Ofqual’s data on past students is incomplete. So in this step they determine whether the school in question has good enough records of students’ past performance at GCSE level to be used in future steps.
If the school does not have data on previous attainment at GCSE level of current students, then the grade distribution of past students is used directly as the predicted grade distribution for the current cohort. If the school does have records of past attainment, the difference between the predicted distribution for the current cohort and the previous cohort is used to adjust the predicted grade distribution.
Students are then assigned a grade based on the ranking given by their teachers, such that the final distribution of grades awarded matches the predicted distribution
These grades are then converted in to marks based on the student’s rank within that grade boundary.
National grade boundaries are then adjusted based on the predicted grade distribution for the whole country. Students are then assigned a final grade based on where their given mark (from step 8) falls within the new grade boundaries.
If a school has fewer than five students on a course, then steps 1-7 are skipped and the grades are just based on the CAG. If a school has between five and fifteen students on a course then a mix of the two approaches is used.

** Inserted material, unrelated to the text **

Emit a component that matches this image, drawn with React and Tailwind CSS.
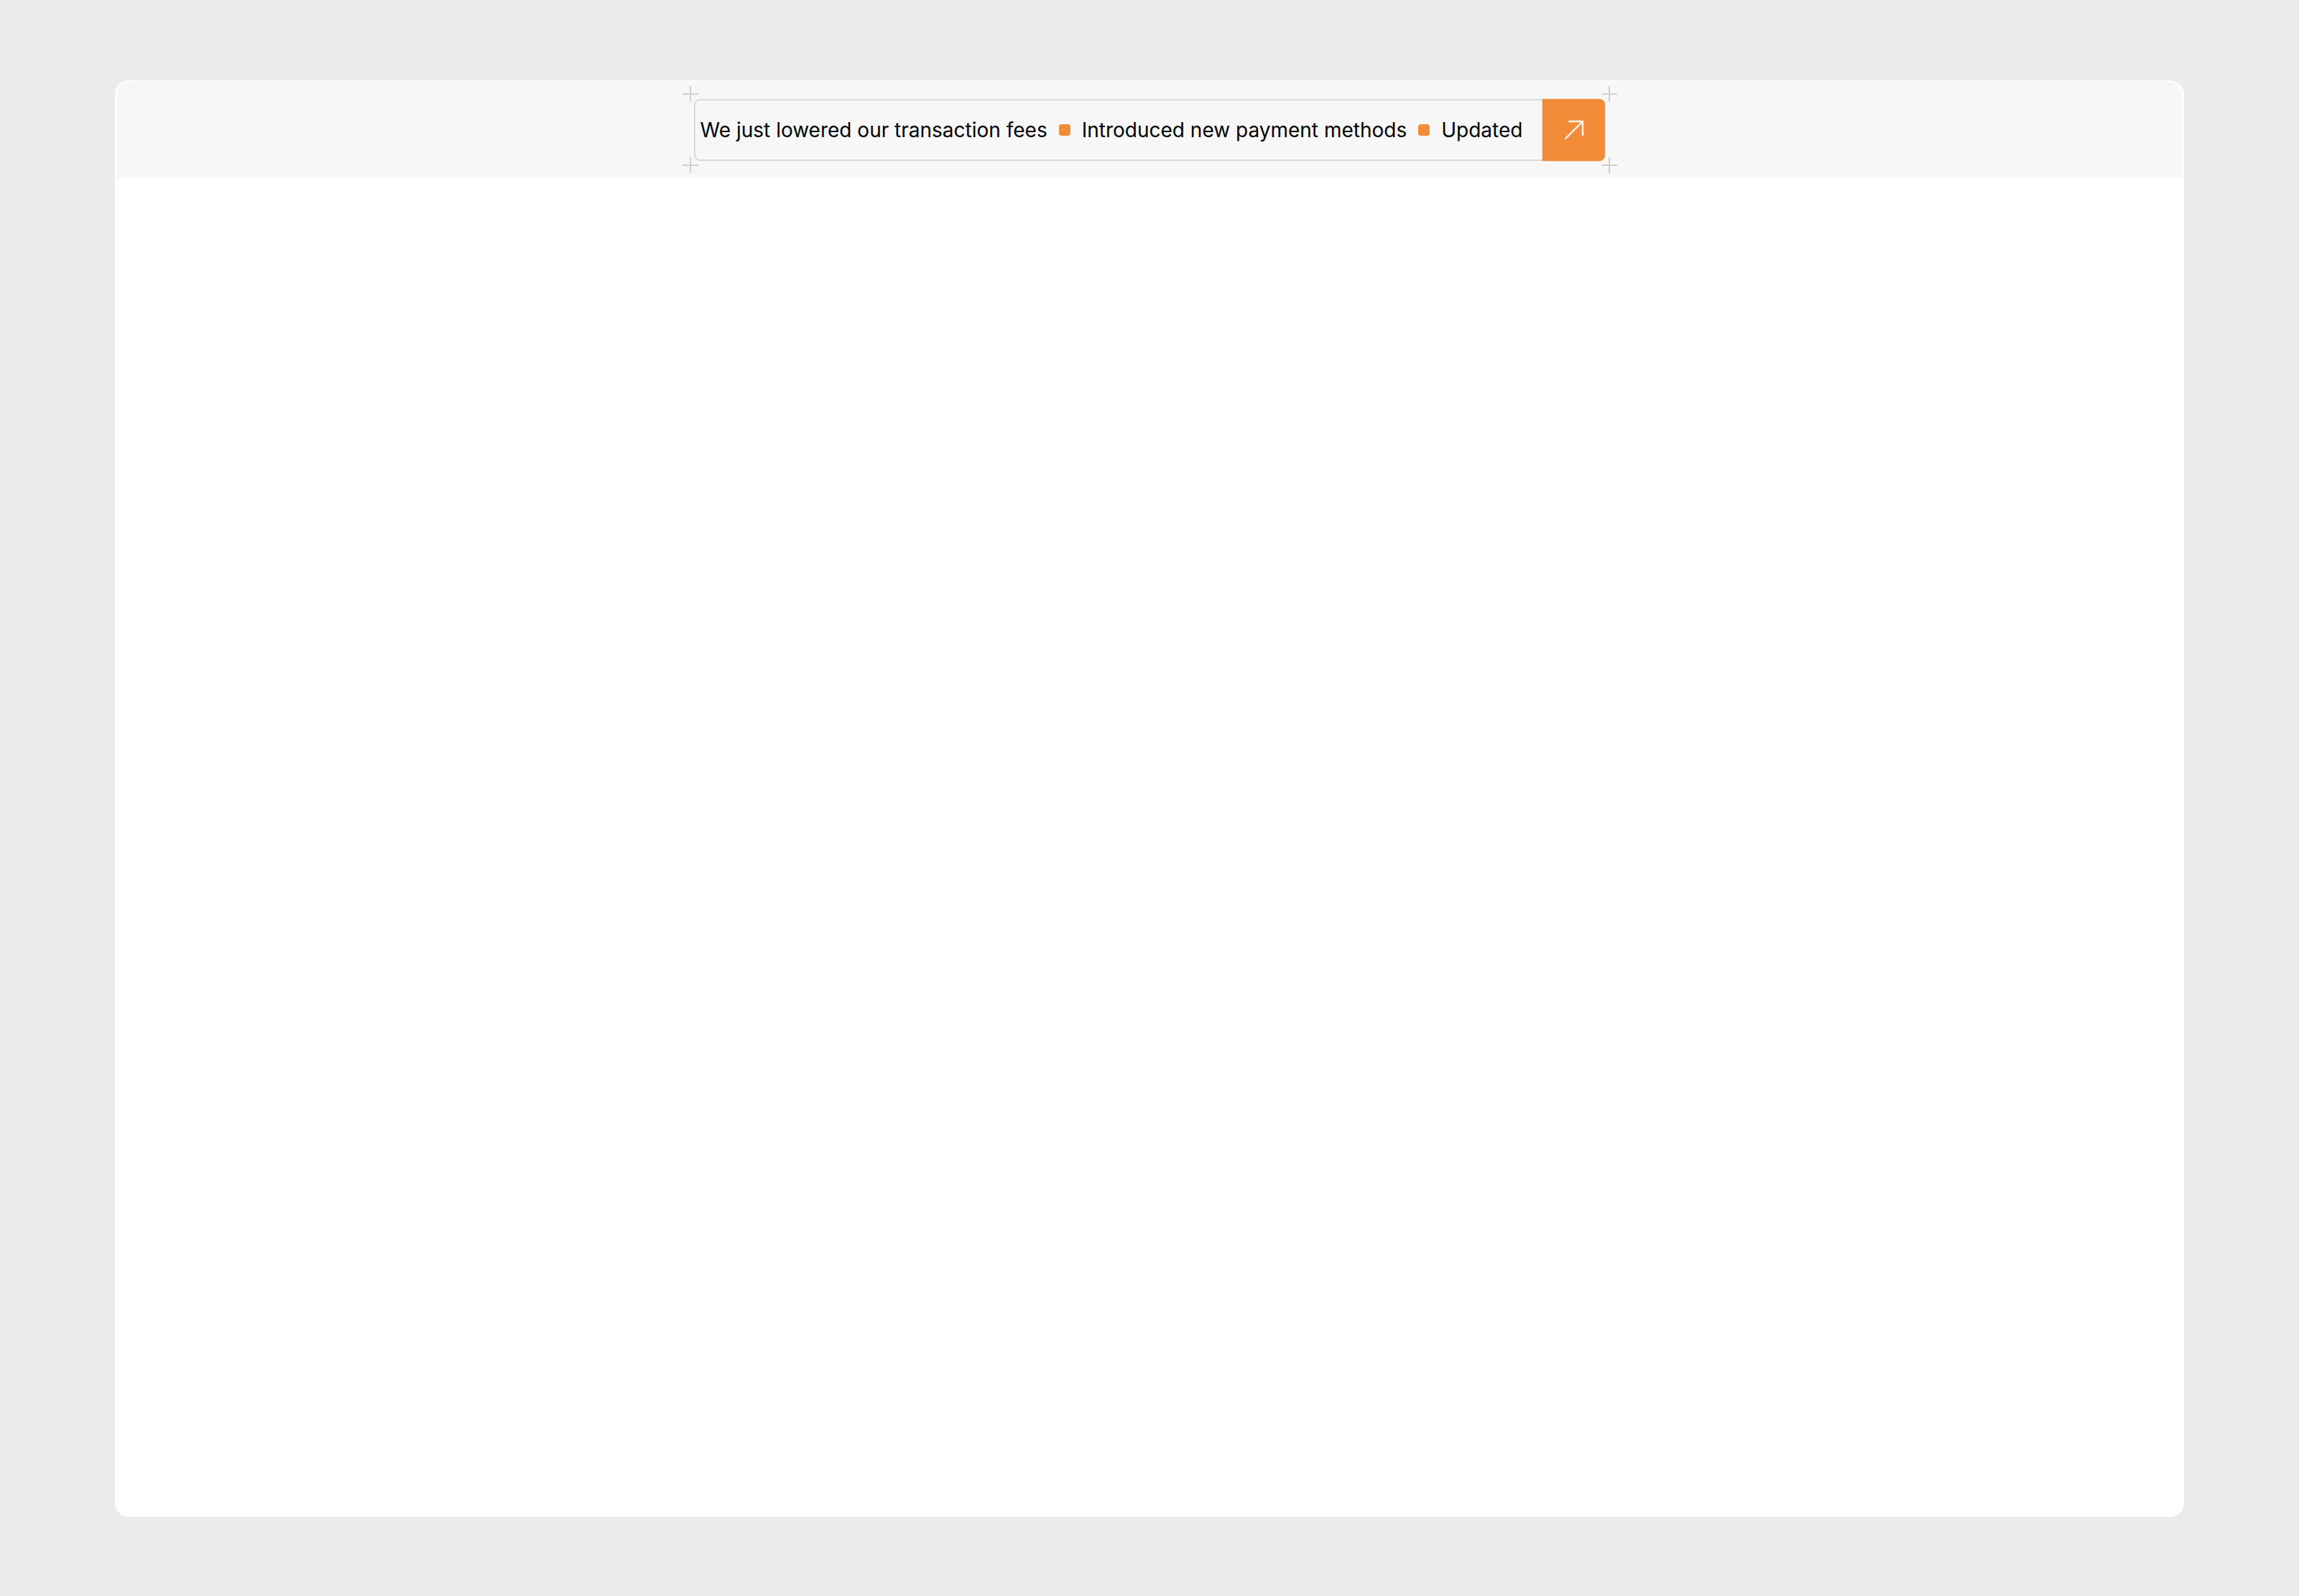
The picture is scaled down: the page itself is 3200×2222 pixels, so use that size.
import React from 'react';

const news = ['We just lowered our transaction fees', 'Introduced new payment methods', 'Updated'];

// small crosshair drawn at each corner of the ticker
const Cross = ({ className }) => (
  <svg className={`absolute ${className}`} width="24" height="24" viewBox="0 0 24 24" fill="none">
    <path d="M12 1v22M1 12h22" stroke="#cfcfcf" strokeWidth="2" />
  </svg>
);

const ArrowUpRight = () => (
  <svg width="28" height="28" viewBox="0 0 28 28" fill="none" stroke="#fff7ec" strokeWidth="2.4" strokeLinecap="round" strokeLinejoin="round">
    <path d="M2 26 26 2" />
    <path d="M7 2h19v19" />
  </svg>
);

const Ticker = () => (
  <div className="relative">
    <Cross className="-left-[17px] -top-[19px]" />
    <Cross className="-right-[18px] -top-[19px]" />
    <Cross className="-left-[17px] -bottom-[18px]" />
    <Cross className="-right-[18px] -bottom-[18px]" />
    <div className="flex h-[86px] items-center rounded-[8px] border-2 border-[#d9d9d9] bg-[#f7f7f7]">
      <div className="flex items-center gap-4 pl-[7px] pr-[28px] text-[28px] text-black whitespace-nowrap">
        {news.map((item, i) => (
          <React.Fragment key={item}>
            {i > 0 && <span className="h-4 w-4 rounded-[4px] bg-[#f28c38]"></span>}
            <span>{item}</span>
          </React.Fragment>
        ))}
      </div>
      <button className="-my-[2px] -mr-[2px] flex h-[86px] w-[87px] items-center justify-center self-stretch rounded-r-[8px] bg-[#f28c38] shadow-[0_0_0_1px_#efd9c4]">
        <ArrowUpRight />
      </button>
    </div>
  </div>
);

export default function App() {
  return (
    <div className="h-[2222px] bg-[#ebebeb] px-[160px] pt-[112px]" style={{ fontFamily: 'Inter, "Noto Sans", sans-serif' }}>
      <div className="h-[2000px] overflow-hidden rounded-[20px] border-2 border-white bg-white">
        <header className="flex h-[134px] items-center justify-center bg-[#f7f7f7]">
          <Ticker />
        </header>
      </div>
    </div>
  );
}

A spokesperson for Ofqual said, ““Our standardisation model, for which we have published full details, does not distinguish between different types of centres and therefore contains no bias”. However, this is untrue: notice that in the case that a centre has over fifteen students on a course, the CAG is not taken into account at all in the final grade.
Contrast this to the lower cohort sizes where the given grades are either wholly or partially based upon the teacher-determined CAG. In cases where CAGs are higher than the grades adjusted by the algorithm, the Ofqual process would overwhelmingly benefit students studying at private schools, due to the much smaller year group sizes (and hence lower probability of there being more than 15 students on a particular course) . This inequality has been bourne out in the data as the number of A* grades rose by 2% at comprehensive schools, but by 4.5% at private schools.
Furthermore, when considering the past performance of a student, the Ofqual process only considered which ten-percent band (“decile”) the student fell in. This has the effect of reducing the impact of good past performance of an individual student at a poorly performing school. For example, if a student achieved a top of the class mark at GCSE the algorithm only saw that they were in the top 10% of students.
How the algorithm ‘cheated’
All predictions involving the use of algorithms are subject to validation tests, which measure the fitness of the method for application to real-world problems. To enable these key tests the dataset is split into two parts, the training and test datasets. The algorithm is taught how to solve the problem, in this case predicting A-level grades, using the training set. During this process of teaching the algorithm to solve the problem the testing dataset should never be used.
When an algorithm has been trained, it predicts the results, in this case A-level results, for the test dataset, which can be compared to their known results. This is a key aspect of evaluating whether the algorithm can effectively make predictions for new datasets, when the results are not known. This is often part of an iterative process of tweaking parameters or attempting different algorithms to improve the validation test results.
Figure 1: (a) The training data and test data are entirely separate; therefore, testing is more representative of a real-world application of the model. (b) The test data is part of the training data, the model has seen this data before and therefore has already learned the patterns present and will perform unrealistically accurately.
For these reasons, it is critically important that the algorithm never sees the testing dataset while training is still happening. Otherwise the two datasets become merged and it becomes impossible to evaluate the performance of the model on new (unseen) data. Figure 1 shows how this ‘cheating’ occurs when test data is taken from the training data.
According to Tom Haines from the University of Bath, the Ofqual algorithm was tested on data which was part of the training dataset. This is a meaningless test which can give no further useful information about how the algorithm will perform in future when making predictions from data it has never seen before. The separation of training and testing data is an extremely basic principle in data science, the failure in this case is therefore very concerning.
The data which algorithms learn patterns from are referred to as features, in this case the features include the performance of past students from the same school (alongside past performance of the student, the grade distribution of the country etc.). It is not clear from the reports available who had the final say on what data were selected as features which is a decision taken by Ofqual which can directly affect the decisions the model learns to make. For example, the inclusion of a school’s past performance leads to ethical issues surround ingrained socioeconomic biases which can punish these students unfairly (for another example of this see Amazon’s now defunct recruitment algorithm which learned, from institutional biases already present in the company to automatically reject many applications from women).
Due to the failures in proper data-science best practice the Royal Statistical Society (RSS) has been called in to audit the Ofqual process. However, Ofqual have required the RSS to sign a non disclosure agreement (NDA). This removes any transparency from the process of reviewing the failings of Ofqual.
Regardless of the technical mismanagement of the algorithm described previously, there is a more fundamental flaw in this approach. In order for an algorithm to take a decision based on some data, it must follow a series of computational processes which have been designed by a data scientist when the model was built.
This data scientist is therefore the one actually making decisions and is entirely unaccountable to the public their model is directly impacting. Due to the lack of accountability and oversight, it was entirely improper to use an algorithm for the purpose of making life-changing decisions for an entire cohort of students.